If you are working on a business appraisal, a big part of the analysis is reviewing the industry outlook. In many ways, the industry in which the business competes is far more important than the general economic situation. If you are valuing a strong company in a growing industry, its valuation is likely to be higher than that of a failing business that operates in a shrinking industry sector.

As part of your business valuation, you need to determine the overall industry growth potential, and the ability of your subject business to compete successfully. Some of the elements that should go into your analysis are the strength of the management team, the skill set of the key staff, financial condition of the firm, customer base, technology and other intellectual property assets, among other factors.

Your business appraisal report should outline clearly the industry sector and how the company fits into the competitive landscape. Business people and professionals reading your business valuation report should be able to gain a solid understanding of the risks faced by the company, its competitive advantages, and see how your conclusion flows from this thinking.

To make a compelling argument, you would need to provide a well researched description of the industry and the company’s plan on staying competitive. This is necessary in order to come up with realistic business valuation scenarios, such as the forecast of business earnings and assessment of the risks it is likely to face going forward.

Without this foundation, your valuation methods will merely generate unsupportable numbers. Remember the old adage, “Garbage in, garbage out.”

When it comes to business valuation, forecasting the business future financial performance is one of the most challenging, yet necessary tasks. Business value is about risk and returns going forward. Assessing how well you expect the business to do is at the core of establishing its value.

There are two ways to prepare the assumptions about the possible future financial performance of the company.
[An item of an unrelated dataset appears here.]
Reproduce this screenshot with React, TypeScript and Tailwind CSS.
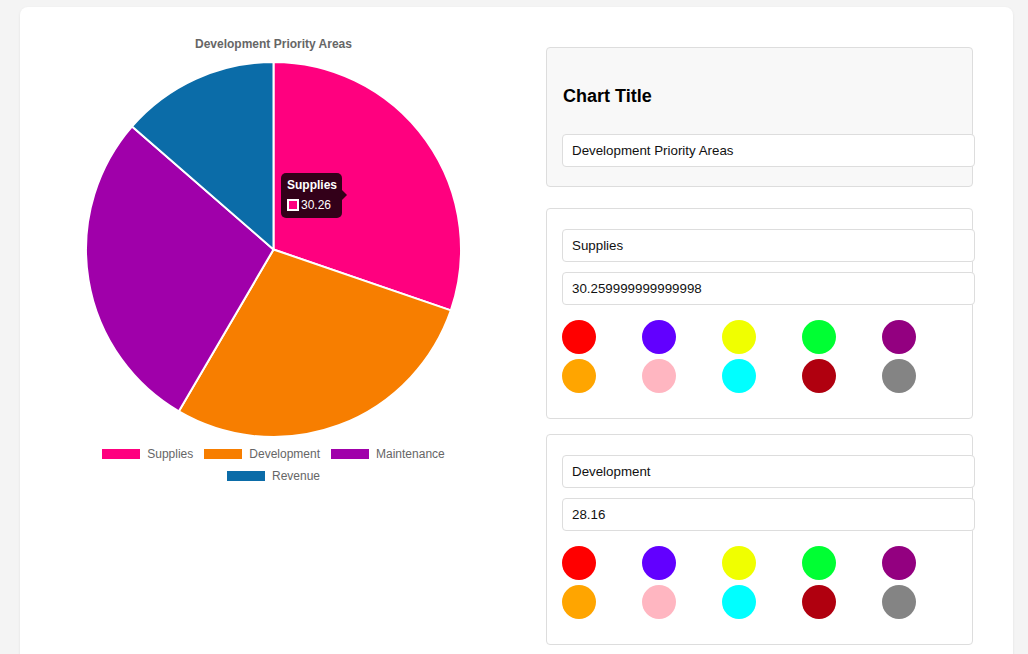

One approach is for the business appraiser to come up with his or her best assessment. An alternative is to use the business management estimates.

Independent business valuations

If you expect the business appraisal to be subjected to serious scrutiny, objectivity of an independent business appraiser is key. This argues in favor of letting the appraiser do the forecasts of business earnings and expenses.
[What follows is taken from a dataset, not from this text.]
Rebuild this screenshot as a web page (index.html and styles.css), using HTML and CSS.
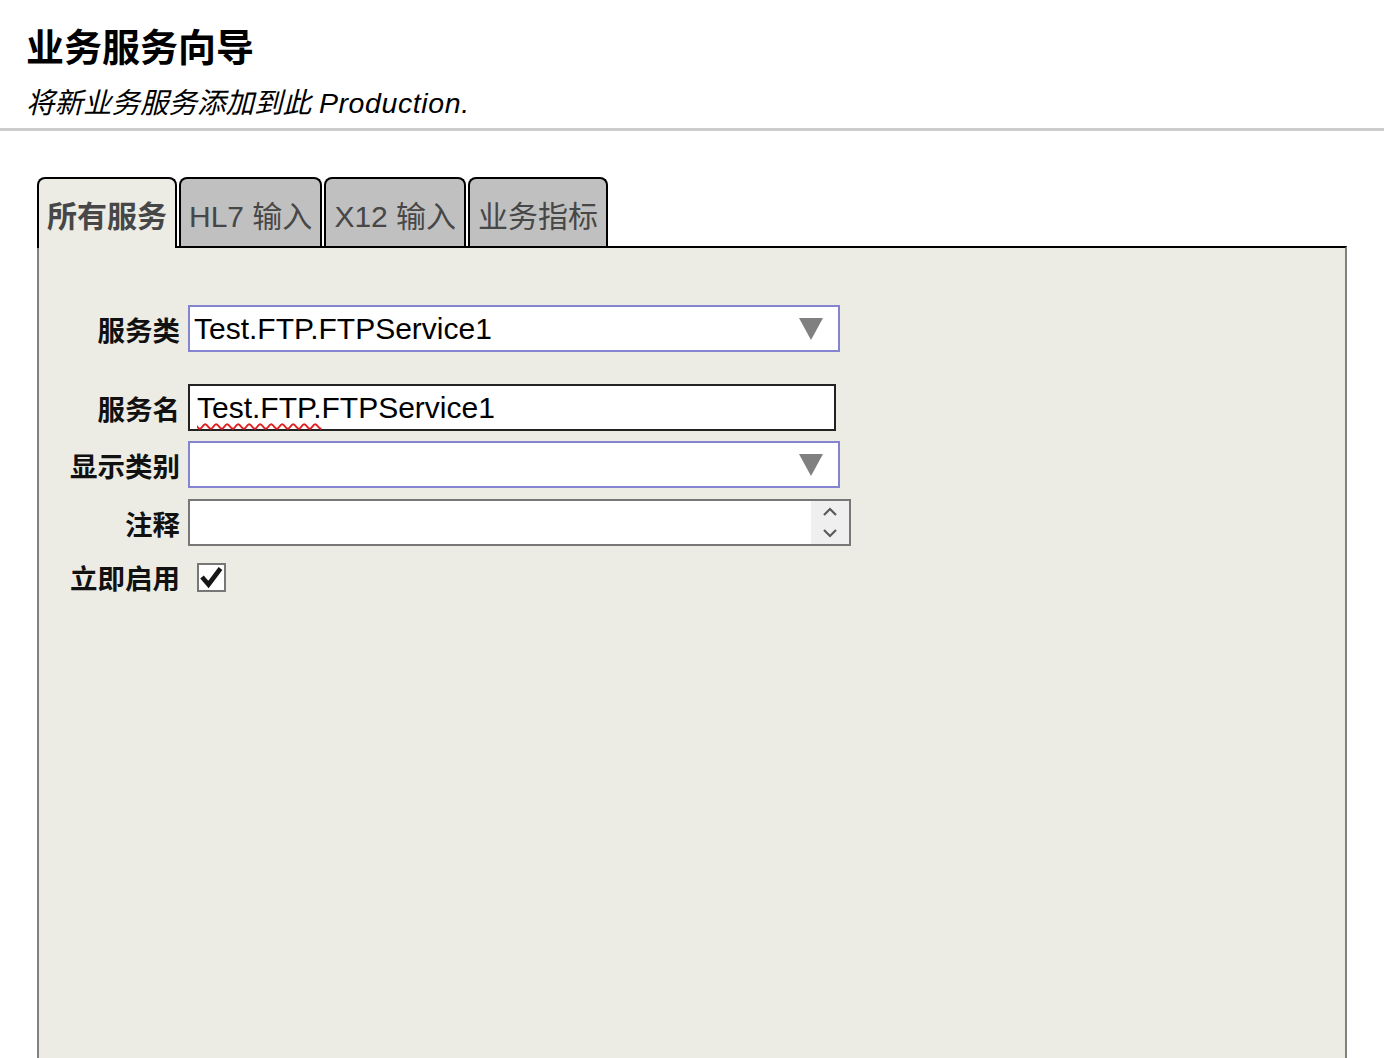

Rosy forecasts and overstated business value

Business management created financials are often rosy and based on aggressive goals. Many business people tend to underestimate the potential pitfalls that sharply limit the company’s ability to achieve such lofty objectives. This is especially the case when a company is facing serious headwinds currently, but hopes the coast will clear in the near future. More trouble ahead may well be overlooked.

The effect of these projections changes your business valuation result significantly. Take, for example, the discounted cash flow valuation method. The forecast of future earnings is a key input. If your cash flow forecast is unrealistic, especially in the early years, the value of the company will be overstated.

Unrealistic business valuation – uncomfortable questions

Valuations that are unexpectedly high are sure to generate skepticism from savvy business people and professional reviewers. An appraiser could state in the business valuation report that the assumptions of company’s management have been used in the analysis. The reader is put on notice, but is still left wondering why the business appraiser went with the management’s point of view.

Independent business earnings forecast – the objectivity advantage

If the business appraiser creates the earnings forecast from scratch, the readers of the business valuation report would likely expect a less enthusiastic but more sober set of assumptions. After all, business appraiser is not bound to endorse high expectations, but rather expected to provide a realistic measurement of what the business is worth.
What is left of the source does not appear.